Distributional Learning of Syntax

A course at LSA Summer Institute, Chicago, July 2015


Alexander Clark, King's College London.

Course Overview

This course will look at the computational and mathematical theory of how grammars can be learned from strings. Any theory of language acquisition must at bottom rest on some solution to this problem.

In the last ten years there has been very rapid progress in this field using what is called distributional learning; we will cover a family of techniques for learning context free grammars and richer formalisms equivalent to Minimalist Grammars.
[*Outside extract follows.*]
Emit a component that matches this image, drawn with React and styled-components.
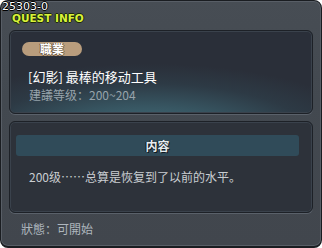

We will review empirical work using naturally occurring corpora, but the primary goal is to understand the fundamental principles that underly this problem.

Slides and Materials

Course material; the lecture slides will be put up after each lecture.

Lecture 1

The first lecture will be a general introduction and we will look at a specific learning algorithm for substitutable context-free grammars, and relate this to the general problem of language acquisition.

Lecture 2

This lecture will look at the weak learning of a larger class of context free grammars. We will consider learning models where the learner can use queries, and related this to the use of probabilistic data.

Lecture 3

We will look at learning grammars beyond context-free; in particular at learning Multiple Context-Free Grammars which are equivalent to Stabler's Minimalist grammars. We will also look at learning copying.

Lecture 4

We will look at strong learning — learning syntactic structure — and how this relates more generally to the problem of learning semantics. This will be the moment to discuss the relation of these distributional learning ideas to syntactic and semantic bootstrapping and more generally to linguistic theory.